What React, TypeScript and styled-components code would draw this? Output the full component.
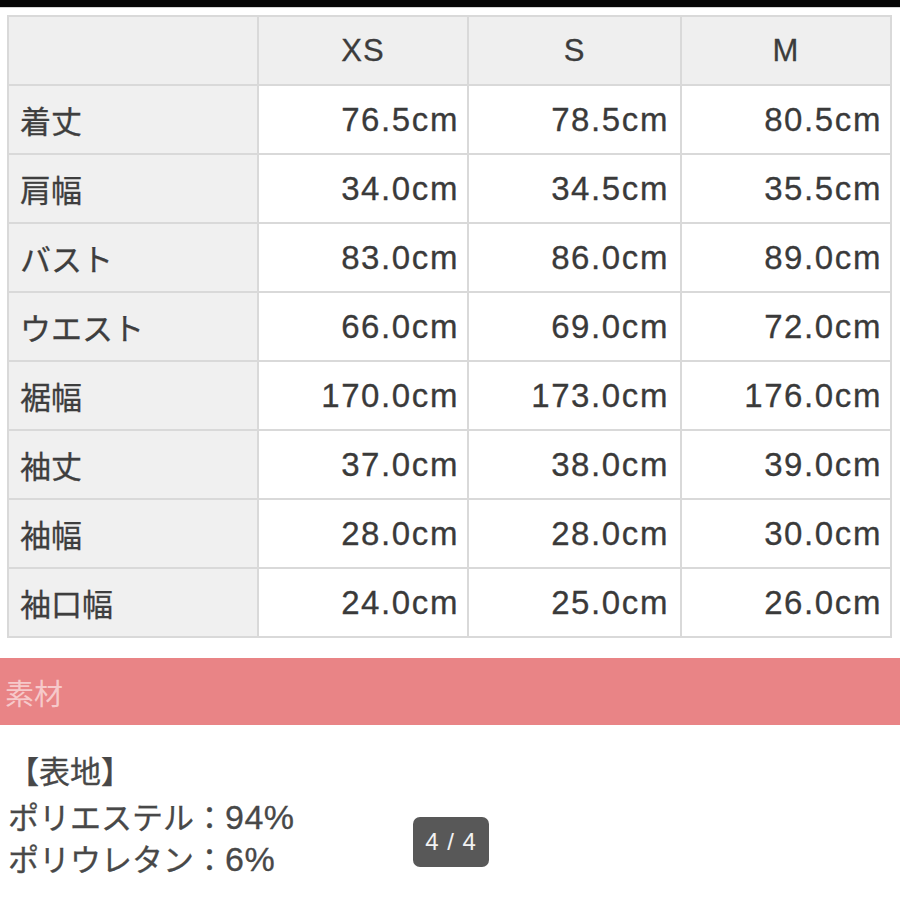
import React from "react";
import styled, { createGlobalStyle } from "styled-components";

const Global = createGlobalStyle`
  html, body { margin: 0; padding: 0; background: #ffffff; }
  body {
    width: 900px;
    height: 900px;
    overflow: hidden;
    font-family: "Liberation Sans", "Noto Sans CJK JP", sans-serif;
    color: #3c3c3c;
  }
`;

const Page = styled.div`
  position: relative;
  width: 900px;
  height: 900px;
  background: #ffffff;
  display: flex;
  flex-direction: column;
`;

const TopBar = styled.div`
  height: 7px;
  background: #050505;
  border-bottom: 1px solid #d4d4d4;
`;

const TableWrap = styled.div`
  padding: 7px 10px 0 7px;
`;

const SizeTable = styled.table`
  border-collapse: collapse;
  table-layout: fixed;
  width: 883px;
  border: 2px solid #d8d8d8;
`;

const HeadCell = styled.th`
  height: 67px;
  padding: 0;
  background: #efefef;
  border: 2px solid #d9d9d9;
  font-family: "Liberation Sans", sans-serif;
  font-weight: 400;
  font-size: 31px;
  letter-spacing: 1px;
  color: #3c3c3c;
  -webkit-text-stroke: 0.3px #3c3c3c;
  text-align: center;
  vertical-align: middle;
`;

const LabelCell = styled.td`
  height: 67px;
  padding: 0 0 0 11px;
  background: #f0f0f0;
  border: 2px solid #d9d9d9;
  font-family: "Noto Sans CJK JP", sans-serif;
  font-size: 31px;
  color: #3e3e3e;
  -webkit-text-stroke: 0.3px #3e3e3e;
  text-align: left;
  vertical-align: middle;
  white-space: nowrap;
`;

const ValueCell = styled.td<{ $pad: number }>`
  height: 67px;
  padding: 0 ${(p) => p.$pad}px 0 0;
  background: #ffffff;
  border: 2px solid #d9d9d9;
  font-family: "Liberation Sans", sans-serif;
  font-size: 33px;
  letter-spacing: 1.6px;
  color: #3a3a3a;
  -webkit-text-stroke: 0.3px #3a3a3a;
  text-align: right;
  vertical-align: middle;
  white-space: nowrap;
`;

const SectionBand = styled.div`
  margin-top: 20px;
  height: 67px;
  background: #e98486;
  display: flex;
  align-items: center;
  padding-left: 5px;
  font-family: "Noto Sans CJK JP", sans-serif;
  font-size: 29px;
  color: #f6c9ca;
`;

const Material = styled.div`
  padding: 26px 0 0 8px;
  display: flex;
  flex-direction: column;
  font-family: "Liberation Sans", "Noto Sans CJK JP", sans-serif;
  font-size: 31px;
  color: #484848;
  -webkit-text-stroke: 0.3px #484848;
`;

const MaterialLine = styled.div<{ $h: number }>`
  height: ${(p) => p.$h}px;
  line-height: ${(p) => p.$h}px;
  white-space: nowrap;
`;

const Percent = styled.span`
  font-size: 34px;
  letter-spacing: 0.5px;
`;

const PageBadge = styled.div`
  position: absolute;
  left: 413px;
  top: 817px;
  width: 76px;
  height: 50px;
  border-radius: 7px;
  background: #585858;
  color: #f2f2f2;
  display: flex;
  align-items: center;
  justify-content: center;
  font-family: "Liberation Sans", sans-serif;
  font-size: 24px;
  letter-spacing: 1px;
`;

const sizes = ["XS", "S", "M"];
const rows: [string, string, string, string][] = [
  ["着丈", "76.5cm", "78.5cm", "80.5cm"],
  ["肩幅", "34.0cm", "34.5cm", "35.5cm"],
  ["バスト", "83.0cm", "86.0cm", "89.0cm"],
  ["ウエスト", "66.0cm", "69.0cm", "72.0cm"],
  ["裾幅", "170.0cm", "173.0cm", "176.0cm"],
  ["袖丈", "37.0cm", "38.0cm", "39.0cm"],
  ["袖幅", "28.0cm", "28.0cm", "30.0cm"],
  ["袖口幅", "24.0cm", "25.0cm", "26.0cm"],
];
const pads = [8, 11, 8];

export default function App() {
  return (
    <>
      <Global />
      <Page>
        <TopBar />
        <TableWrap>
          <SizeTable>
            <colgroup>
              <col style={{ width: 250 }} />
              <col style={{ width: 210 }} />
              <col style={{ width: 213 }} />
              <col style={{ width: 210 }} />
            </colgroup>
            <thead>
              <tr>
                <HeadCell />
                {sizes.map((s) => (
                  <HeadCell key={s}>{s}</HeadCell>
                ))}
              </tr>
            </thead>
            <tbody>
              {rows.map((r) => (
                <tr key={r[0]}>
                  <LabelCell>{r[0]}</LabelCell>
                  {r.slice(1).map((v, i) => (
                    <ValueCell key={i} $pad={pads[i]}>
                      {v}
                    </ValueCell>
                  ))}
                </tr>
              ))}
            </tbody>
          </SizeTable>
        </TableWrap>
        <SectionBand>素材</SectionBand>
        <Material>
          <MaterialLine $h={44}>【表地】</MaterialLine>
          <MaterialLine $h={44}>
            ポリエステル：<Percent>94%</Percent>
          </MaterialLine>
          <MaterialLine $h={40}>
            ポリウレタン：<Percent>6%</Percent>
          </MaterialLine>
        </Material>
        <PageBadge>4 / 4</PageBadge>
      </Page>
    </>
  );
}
==*==
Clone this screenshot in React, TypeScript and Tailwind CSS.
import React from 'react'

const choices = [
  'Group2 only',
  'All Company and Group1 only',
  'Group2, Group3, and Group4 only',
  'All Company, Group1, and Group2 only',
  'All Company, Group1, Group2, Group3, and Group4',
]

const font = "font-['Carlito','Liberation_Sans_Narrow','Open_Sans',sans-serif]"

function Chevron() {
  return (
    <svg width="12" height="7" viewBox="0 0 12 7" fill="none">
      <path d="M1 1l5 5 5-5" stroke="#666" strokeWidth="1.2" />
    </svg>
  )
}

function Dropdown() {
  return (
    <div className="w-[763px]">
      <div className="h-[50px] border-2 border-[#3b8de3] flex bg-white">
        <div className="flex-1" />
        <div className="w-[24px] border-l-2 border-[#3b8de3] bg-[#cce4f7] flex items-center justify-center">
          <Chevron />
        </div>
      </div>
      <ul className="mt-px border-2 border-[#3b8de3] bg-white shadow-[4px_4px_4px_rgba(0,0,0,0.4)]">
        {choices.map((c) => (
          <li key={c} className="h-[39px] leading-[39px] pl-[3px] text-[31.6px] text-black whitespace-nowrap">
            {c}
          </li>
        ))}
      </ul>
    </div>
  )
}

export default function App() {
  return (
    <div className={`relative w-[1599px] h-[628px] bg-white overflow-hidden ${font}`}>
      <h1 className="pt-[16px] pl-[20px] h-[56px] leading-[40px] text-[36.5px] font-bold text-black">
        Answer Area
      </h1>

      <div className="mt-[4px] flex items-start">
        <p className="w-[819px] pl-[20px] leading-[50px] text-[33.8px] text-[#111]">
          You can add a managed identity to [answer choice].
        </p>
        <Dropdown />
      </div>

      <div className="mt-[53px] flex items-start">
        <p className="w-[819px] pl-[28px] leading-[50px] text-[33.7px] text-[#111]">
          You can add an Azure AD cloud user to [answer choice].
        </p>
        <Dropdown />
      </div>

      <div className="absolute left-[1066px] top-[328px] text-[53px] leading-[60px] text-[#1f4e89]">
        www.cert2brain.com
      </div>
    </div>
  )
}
==*==
Exercise goal ▸
Show every line of the records above that contains the word "components".

Result of the task ▸
What React, TypeScript and styled-components code would draw this? Output the full component.
import styled, { createGlobalStyle } from "styled-components";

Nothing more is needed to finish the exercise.